Are you creating a dashboard to monitor metrics?

  • Think about who might find it useful, and what specific metrics they will need. Is it the protocol themselves? Can it be that different teams at the protocol will want different data? Can you separate it out by sections for them?

  • Include a very short About section that briefly tells your users what data they will find and how they can use it.

  • Imagine you are seeing the dashboard for the first time - is it intuitive and easy to navigate? E.g. does everyone know how to use parameters? Are they going to find their way around sections or tabs?

  • Ensure the data loads quickly (one great suggestion is the 10-second rule). If it doesn’t then strongly consider what visuals are essential and which ones can be removed to improve user experience.

  • Bonus: All of these tips will be equally beneficial to not only make your metrics-only dashboard practical and useful to a subset of the audience, but also to leave a good impression on someone who stumbles upon it accidentally on Twitter!
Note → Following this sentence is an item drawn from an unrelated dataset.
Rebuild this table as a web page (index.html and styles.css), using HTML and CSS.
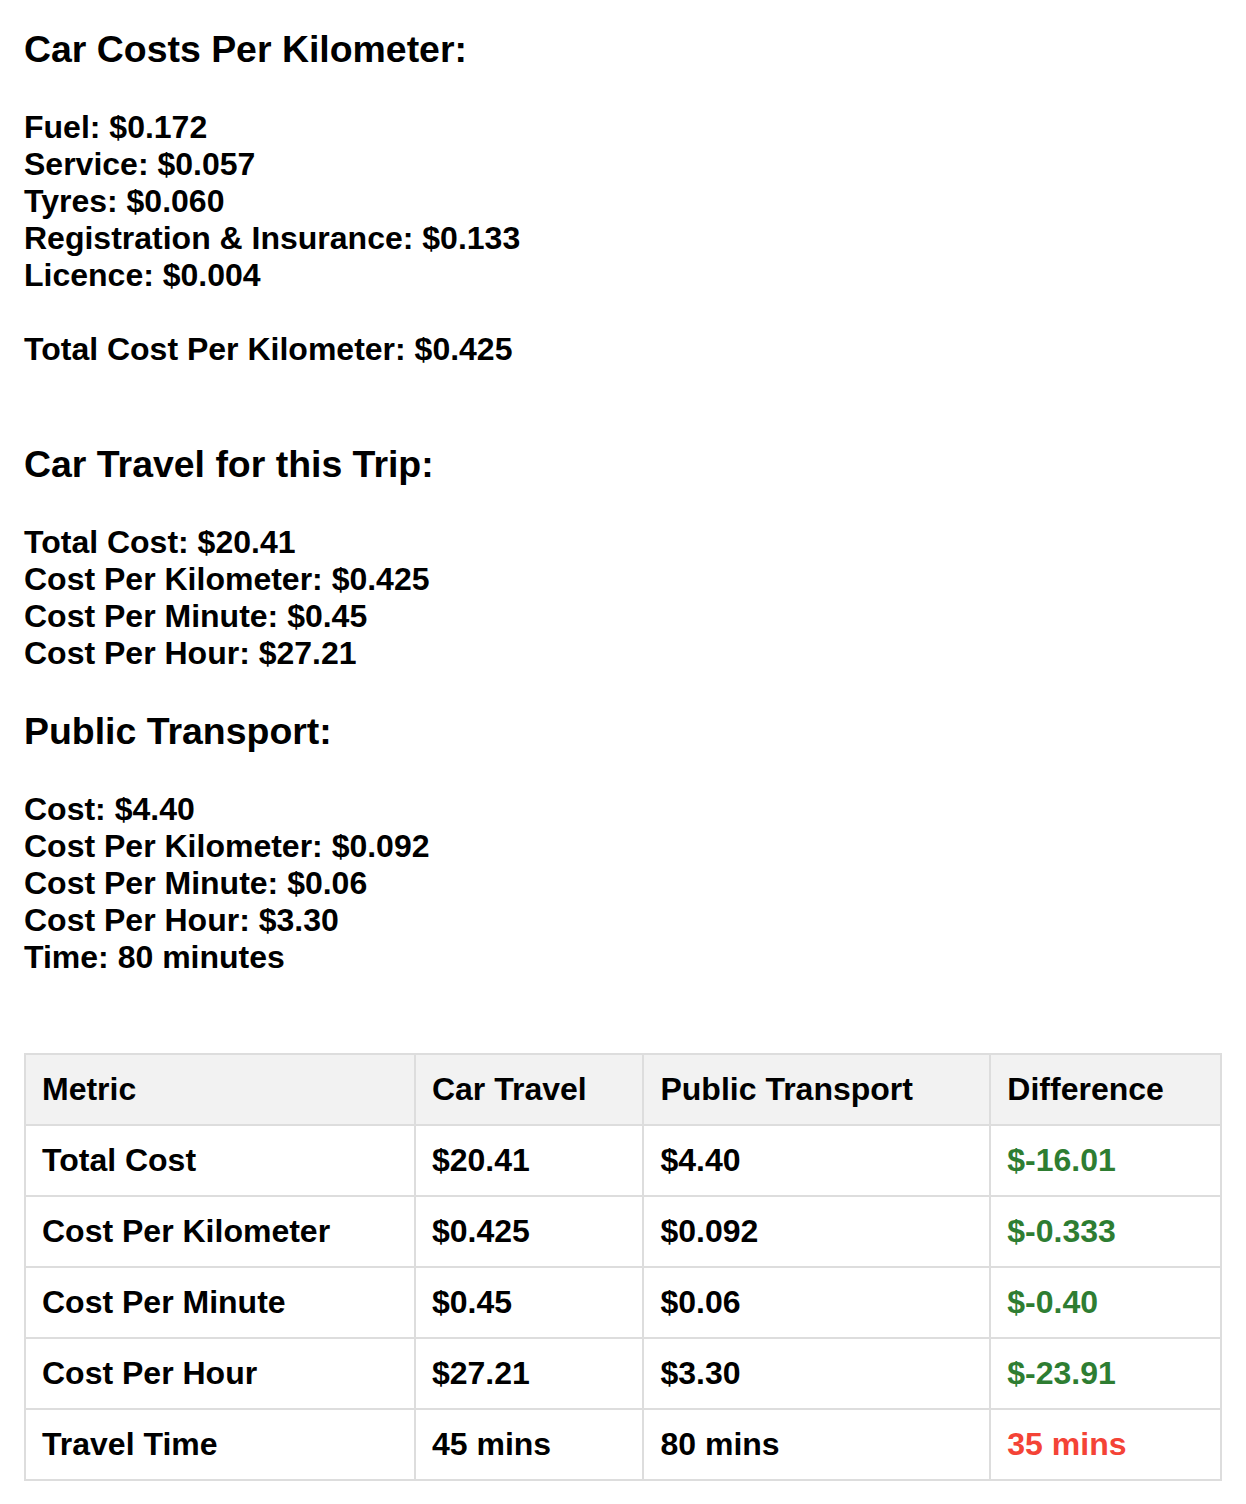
FILE: index.html
```html
<!DOCTYPE html>
<html lang="en">
<head>
<meta charset="utf-8">
<title>Car vs Public Transport</title>
<link rel="stylesheet" href="styles.css">
</head>
<body>
<main class="page">
  <section class="block">
    <h3 class="title first">Car Costs Per Kilometer:</h3>
    <p class="lines">Fuel: $0.172<br>Service: $0.057<br>Tyres: $0.060<br>Registration &amp; Insurance: $0.133<br>Licence: $0.004<br><br>Total Cost Per Kilometer: $0.425<br><br></p>
  </section>
  <section class="block">
    <h3 class="title">Car Travel for this Trip:</h3>
    <p class="lines">Total Cost: $20.41<br>Cost Per Kilometer: $0.425<br>Cost Per Minute: $0.45<br>Cost Per Hour: $27.21</p>
  </section>
  <section class="block">
    <h3 class="title">Public Transport:</h3>
    <p class="lines">Cost: $4.40<br>Cost Per Kilometer: $0.092<br>Cost Per Minute: $0.06<br>Cost Per Hour: $3.30<br>Time: 80 minutes</p>
  </section>
  <table class="compare">
    <thead>
      <tr><th>Metric</th><th>Car Travel</th><th>Public Transport</th><th>Difference</th></tr>
    </thead>
    <tbody>
      <tr><td>Total Cost</td><td>$20.41</td><td>$4.40</td><td class="good">$-16.01</td></tr>
      <tr><td>Cost Per Kilometer</td><td>$0.425</td><td>$0.092</td><td class="good">$-0.333</td></tr>
      <tr><td>Cost Per Minute</td><td>$0.45</td><td>$0.06</td><td class="good">$-0.40</td></tr>
      <tr><td>Cost Per Hour</td><td>$27.21</td><td>$3.30</td><td class="good">$-23.91</td></tr>
      <tr><td>Travel Time</td><td>45 mins</td><td>80 mins</td><td class="bad">35 mins</td></tr>
    </tbody>
  </table>
</main>
</body>
</html>
```
FILE: styles.css
```css
html, body {
  margin: 0;
  padding: 0;
  background: #fff;
}

.page {
  padding: 0 24px 24px;
  font-family: "Liberation Sans", Arial, Helvetica, sans-serif;
  font-weight: bold;
  font-size: 32px;
  line-height: 37px;
  color: #000;
}

.title {
  font-size: 37.44px;
  line-height: 43px;
  font-weight: bold;
  margin: 38px 0;
}

.title.first {
  margin-top: 28px;
}

.lines {
  margin: 0;
}

.compare {
  width: 100%;
  border-collapse: collapse;
  margin-top: 77px;
}

.compare th,
.compare td {
  border: 2px solid #ddd;
  padding: 16px;
  text-align: left;
  line-height: 37px;
  font-weight: bold;
}

.compare th {
  background: #f2f2f2;
}

.good {
  color: #2e7d32;
}

.bad {
  color: #f44336;
}
```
They too might want to play around with it and share it.

Or instead are you communicating the results of your data analysis (question prompt, data evidence, and takeaways)?

  • Envision your audience: Someone may be looking for the answer to this specific question, but many of your readers will likely see it as web3 general interest reading.

  • It is guaranteed anyone reading your dashboard is busy – Can they skim and still grasp the main insights?

  • If someone is reading this do they understand who wrote it, why, what they found, why they should care?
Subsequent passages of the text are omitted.